Crest Minerals commenced trading on the ASX on 29 June 2012 with only 21,649,997 quoted shares, following a successful $3.5 million Initial Public Offering.

Current SP - 17c.


----------



## burglar (19 July 2012)

*Re: CTT - Crest Minerals*



springhill said:


> ... mineralised system of a style previously unknown in the Eastern Goldfields.”
> Crest Minerals commenced trading on the ASX on 29 June 2012 with only 21,649,997 quoted shares, following a successful $3.5 million Initial Public Offering.
> 
> Current SP - 17c.




Wow!


----------



## So_Cynical (12 November 2015)

*Re: CTT - Crest Minerals*

CTT yet another reverse take over stock however this time it's just a juice and extraction processing and packaging company, in a way this de risks the whole process in that this company 'LangTech International' already has a business and cash flow.

New name will be 'The Food Revolution Group' looking for sales in China etc, MC of only 3.6 M at the moment and revenues of 17M, cap raising ongoing and to come, CTT with mining assets to sell.

http://www.asx.com.au/asxpdf/20150728/pdf/43026mhsghbx13.pdf


----------



## So_Cynical (2 December 2015)

*Re: CTT - Crest Minerals*

Bought a few the other day @ 0.017 ~ worth a small punt considering the potential to sell into the Chinese market.


----------



## System (18 February 2016)

On February 18th, 2016, Crest Minerals Limited (CTT) changed its name and ASX code to The Food Revolution Group Limited (FOD).


----------



## Telamelo (6 April 2016)

04/04/16 Health drink maker The Food Revolution Group (FOD) is predicting revenue to almost double thanks to a series of deals with major supermarkets and cafes.

The food and beverage maker will increase its range of juices sold at Woolworths and Coles from this month and has also signed distribution deals to sell its products at more than 2,000 outlets such as independent supermarkets, convenience stores and cafes.

The deals should generate more than $15 million in annual sales on top of the $17 million it recorded in FY15, and there could be even more to come as chief executive Bill Nikolovski looks to China for further growth.

Australia makes up 95 per cent of the Melbourne-based company's revenue, with China and Thailand its other two markets.

Companies including Blackmores, A2 Milk and Bellamy's are thriving thanks to Chinese demand for imported products seen as safe and healthy, and China is expected to eventually make up 50 per cent of Food Revolution's revenue.

"We are looking at the premium end of the market in China and if we can tap into that market, it is easily bigger than the Australian market," Mr Nikolovski said.

He said the company also plans to expand into South Korea, which also has a strong demand for healthy products that customers are willing to pay high prices for.

"Globally, there is a trend for better-for-you products, which means more natural, more functional and less processed products," Mr Nikolovski said.

"We are looking at leveraging our products and being disruptive."

Food Revolution was formerly LangTech, a developer of nutrient extraction technology for more than 20 years.

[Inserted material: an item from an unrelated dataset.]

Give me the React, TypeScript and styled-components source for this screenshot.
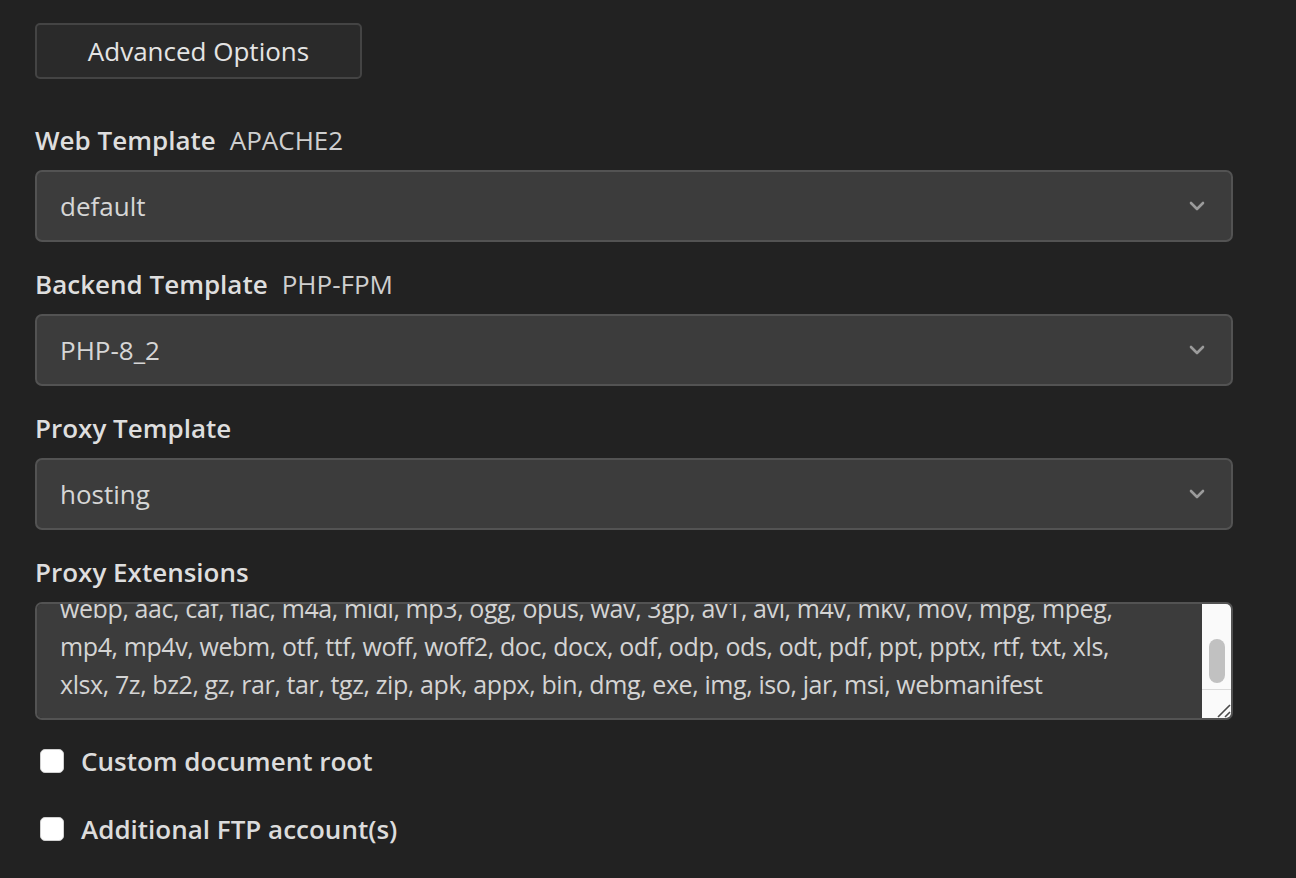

It only launched on the Australian share market in February following a reverse takeover of gold miner Crest Minerals.

Mr Nikolovski said the company took over the Heinz bottling factory at Mill Park about two years ago and then merged with marketing and development company Thirsty Brothers to commercialise their products and technologies.

"We have all these technologies and products and realised the opportunity to commercialise them," he said.
He said the company's achievements included a sugarcane extract that has a low glycemic index, which it sold, and an extraction process that cranberry juice maker Ocean Spray uses.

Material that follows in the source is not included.